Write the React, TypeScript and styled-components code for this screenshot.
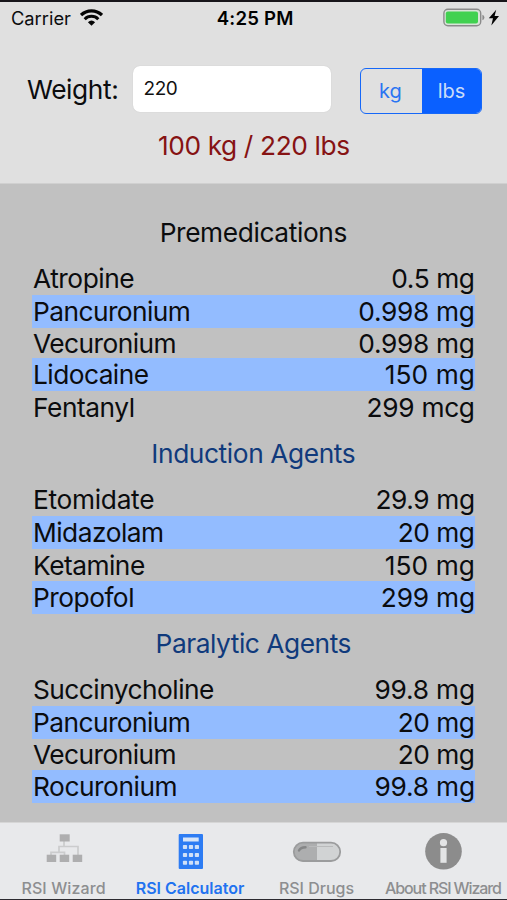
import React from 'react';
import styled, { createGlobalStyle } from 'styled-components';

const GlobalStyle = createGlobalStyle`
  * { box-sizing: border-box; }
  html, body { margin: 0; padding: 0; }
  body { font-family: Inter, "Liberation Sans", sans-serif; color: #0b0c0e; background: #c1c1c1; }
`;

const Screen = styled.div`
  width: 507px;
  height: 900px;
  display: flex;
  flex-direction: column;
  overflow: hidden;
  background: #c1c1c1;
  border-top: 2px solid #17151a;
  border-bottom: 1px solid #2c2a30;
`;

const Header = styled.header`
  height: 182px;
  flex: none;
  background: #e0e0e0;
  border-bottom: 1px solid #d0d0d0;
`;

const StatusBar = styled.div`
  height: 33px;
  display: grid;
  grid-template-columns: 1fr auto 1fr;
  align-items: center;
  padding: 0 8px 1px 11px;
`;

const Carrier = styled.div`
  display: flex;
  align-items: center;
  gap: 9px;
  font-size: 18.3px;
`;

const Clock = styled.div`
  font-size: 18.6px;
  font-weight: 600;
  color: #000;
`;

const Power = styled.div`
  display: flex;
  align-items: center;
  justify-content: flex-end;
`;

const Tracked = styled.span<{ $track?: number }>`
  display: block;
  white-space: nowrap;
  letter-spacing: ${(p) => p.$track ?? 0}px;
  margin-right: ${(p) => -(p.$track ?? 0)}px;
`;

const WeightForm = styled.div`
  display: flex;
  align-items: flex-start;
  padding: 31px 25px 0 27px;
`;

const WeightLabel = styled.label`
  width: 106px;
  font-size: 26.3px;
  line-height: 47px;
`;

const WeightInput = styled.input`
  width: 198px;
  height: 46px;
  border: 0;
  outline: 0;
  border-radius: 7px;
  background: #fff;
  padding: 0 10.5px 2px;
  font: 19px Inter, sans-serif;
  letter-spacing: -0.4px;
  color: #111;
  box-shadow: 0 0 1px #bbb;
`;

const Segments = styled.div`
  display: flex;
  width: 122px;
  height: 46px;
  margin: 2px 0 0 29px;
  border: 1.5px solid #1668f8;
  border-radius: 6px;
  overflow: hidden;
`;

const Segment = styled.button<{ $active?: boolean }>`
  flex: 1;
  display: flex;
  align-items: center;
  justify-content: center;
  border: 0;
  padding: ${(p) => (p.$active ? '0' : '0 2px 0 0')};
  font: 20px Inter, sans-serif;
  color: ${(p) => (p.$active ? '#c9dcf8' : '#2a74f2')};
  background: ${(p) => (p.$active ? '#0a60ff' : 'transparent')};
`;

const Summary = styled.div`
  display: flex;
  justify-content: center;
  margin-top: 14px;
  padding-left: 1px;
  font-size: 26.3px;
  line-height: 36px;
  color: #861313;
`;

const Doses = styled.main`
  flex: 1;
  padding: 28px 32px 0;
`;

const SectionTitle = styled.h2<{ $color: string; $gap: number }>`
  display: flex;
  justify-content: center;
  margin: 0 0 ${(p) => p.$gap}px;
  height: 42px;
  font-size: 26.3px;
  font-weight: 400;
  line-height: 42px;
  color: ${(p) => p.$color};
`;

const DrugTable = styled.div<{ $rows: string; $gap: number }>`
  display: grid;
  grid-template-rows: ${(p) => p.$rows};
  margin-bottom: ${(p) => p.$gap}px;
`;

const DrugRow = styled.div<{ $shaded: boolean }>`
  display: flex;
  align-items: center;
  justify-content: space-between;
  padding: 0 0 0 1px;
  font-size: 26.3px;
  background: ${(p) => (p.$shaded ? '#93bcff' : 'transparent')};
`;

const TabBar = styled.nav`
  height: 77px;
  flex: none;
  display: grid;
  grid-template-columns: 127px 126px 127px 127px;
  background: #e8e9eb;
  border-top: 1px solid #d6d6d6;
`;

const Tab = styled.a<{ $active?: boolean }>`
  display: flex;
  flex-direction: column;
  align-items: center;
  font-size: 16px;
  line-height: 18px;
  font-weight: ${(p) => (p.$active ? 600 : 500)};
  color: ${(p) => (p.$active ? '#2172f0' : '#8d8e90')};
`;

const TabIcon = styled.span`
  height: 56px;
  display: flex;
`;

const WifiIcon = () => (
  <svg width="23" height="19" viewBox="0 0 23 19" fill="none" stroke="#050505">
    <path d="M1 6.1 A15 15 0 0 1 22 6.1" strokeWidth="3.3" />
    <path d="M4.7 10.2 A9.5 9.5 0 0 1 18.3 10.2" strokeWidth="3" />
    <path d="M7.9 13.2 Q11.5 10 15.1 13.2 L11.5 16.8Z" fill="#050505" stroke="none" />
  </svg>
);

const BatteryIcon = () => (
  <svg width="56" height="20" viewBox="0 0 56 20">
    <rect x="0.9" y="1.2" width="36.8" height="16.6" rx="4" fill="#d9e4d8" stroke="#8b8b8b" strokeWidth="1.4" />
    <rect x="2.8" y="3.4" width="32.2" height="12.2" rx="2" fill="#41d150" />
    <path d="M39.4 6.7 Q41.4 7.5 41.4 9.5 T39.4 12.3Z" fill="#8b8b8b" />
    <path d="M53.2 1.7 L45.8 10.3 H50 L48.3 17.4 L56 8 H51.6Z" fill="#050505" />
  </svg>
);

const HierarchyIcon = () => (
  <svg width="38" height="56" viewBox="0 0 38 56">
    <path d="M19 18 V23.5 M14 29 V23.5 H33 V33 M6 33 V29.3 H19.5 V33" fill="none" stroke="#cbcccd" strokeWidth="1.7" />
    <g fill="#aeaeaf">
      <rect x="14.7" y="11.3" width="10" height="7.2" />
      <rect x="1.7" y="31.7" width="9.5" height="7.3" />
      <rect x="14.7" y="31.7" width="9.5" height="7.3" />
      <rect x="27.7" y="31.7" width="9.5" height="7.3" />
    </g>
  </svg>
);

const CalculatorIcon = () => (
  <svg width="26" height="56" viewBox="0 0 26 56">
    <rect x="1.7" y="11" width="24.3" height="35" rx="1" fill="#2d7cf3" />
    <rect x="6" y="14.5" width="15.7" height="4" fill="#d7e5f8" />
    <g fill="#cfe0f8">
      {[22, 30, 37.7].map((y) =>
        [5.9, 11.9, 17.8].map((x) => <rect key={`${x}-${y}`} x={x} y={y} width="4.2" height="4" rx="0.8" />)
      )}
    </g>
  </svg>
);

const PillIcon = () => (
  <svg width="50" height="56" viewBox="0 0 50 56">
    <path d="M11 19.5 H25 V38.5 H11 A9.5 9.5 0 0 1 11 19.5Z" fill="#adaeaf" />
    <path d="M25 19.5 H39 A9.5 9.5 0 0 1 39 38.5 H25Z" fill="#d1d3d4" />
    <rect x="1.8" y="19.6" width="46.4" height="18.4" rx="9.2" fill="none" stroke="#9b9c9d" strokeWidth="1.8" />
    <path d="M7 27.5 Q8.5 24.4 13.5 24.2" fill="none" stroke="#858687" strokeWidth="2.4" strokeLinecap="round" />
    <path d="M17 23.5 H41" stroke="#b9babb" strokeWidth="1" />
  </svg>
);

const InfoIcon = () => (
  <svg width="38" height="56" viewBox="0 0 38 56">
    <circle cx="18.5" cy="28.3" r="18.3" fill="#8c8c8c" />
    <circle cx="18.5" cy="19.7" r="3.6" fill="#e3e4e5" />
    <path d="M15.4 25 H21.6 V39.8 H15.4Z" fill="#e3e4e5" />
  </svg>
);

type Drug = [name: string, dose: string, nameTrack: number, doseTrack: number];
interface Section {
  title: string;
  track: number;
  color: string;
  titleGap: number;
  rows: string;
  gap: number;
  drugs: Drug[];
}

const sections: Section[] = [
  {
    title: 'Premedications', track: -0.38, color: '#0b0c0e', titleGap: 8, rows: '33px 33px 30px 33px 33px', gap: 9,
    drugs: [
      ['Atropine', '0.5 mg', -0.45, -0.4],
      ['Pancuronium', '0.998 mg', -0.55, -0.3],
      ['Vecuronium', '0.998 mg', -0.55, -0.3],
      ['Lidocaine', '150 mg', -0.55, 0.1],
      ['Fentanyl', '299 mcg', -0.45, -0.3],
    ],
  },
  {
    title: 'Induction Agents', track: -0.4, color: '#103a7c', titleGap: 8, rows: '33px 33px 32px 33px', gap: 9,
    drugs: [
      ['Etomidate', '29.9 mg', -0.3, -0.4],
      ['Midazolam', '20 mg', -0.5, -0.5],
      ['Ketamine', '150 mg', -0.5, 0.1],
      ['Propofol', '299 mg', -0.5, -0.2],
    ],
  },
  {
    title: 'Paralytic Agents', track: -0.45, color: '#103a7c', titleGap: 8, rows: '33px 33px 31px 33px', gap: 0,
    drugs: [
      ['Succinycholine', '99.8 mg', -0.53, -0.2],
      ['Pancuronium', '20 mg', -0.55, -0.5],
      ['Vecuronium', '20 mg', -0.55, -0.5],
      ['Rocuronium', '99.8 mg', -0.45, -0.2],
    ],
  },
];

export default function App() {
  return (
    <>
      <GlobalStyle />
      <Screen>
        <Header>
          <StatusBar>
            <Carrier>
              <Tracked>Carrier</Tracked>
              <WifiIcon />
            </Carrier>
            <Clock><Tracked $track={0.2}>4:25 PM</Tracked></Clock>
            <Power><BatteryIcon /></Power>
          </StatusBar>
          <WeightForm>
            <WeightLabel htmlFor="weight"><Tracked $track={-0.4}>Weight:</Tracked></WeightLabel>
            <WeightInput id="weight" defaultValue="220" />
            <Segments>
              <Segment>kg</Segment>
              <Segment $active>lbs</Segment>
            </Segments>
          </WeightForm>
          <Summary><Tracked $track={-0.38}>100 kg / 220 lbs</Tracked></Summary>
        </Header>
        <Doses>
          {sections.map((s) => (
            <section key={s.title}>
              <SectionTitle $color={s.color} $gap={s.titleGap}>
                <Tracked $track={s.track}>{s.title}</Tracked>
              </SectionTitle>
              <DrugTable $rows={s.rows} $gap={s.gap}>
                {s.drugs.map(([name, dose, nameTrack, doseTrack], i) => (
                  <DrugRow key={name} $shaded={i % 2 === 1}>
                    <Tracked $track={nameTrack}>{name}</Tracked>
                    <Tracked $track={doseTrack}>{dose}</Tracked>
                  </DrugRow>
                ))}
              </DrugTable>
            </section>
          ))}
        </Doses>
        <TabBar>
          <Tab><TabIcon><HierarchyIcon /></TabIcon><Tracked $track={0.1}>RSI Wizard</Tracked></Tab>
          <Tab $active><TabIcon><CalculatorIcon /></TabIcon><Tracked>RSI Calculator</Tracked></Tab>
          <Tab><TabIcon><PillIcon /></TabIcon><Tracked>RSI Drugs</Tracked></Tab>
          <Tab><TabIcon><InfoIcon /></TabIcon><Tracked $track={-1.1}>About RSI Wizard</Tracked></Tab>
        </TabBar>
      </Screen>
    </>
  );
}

______________________________

### BRIEF
Your answer should be one number: how many lines of the listing include the word "components".

### SOLUTION FOR THIS EXERCISE
2